The considerably smaller decrease of R2 in the subtractive models, compared to larger increases in the additive models, confirms that coarser scales are often more informative than those of finer scale covariates. This effect has also been observed in previous studies10,11, including the multi scale analyses of soil spectra42. The minimum scales required to achieve the most accurate model results are often coarser than the original (finest) scale of the selected (DEM) environmental predictors. This also supports similar findings from previous studies8,10,15,42. This is related to the effective scales of the physical processes which influence the development of soil properties, but may also be related to sampling density and sampling error. Higher density samples, taken at shorter distances apart, and covariates with finer resolutions may extend the relevant range of scales and thus help to better estimate the pedologically relevant range of scales.

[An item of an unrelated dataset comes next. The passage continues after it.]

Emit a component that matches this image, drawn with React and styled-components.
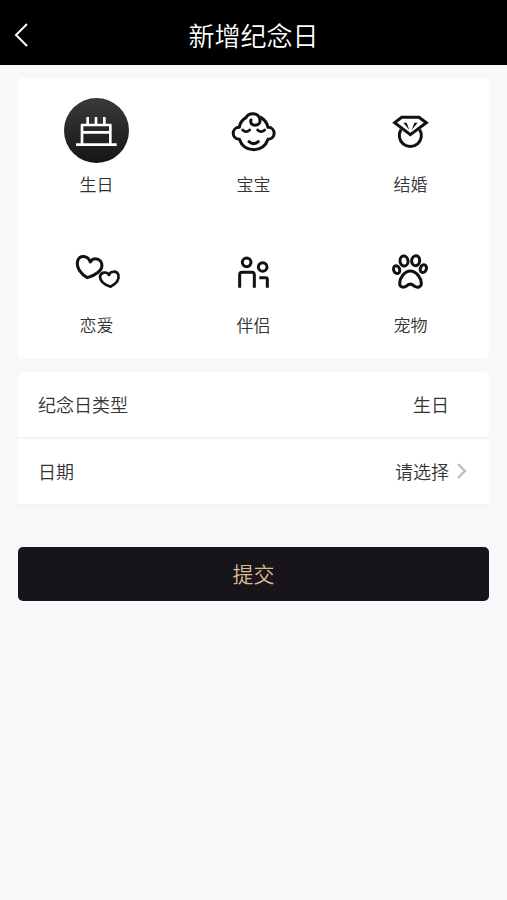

Finally, the significance of our work is that we have shown that there is a good relationship between spatial dependence, as described by the variogram of a soil property, and the relevant scale space (maximum and minimum effective resolutions) in contextual spatial modelling with machine learning. Thus, the variogram of a soil property can be used as an analytical tool to inform multiscale contextual spatial modelling using machine learning. This method should have a broader appeal as it can also be used to describe the appropriate scales for modelling other environmental phenomena, for example in land-management20, or in ecology to, describe animal habitat relationships43.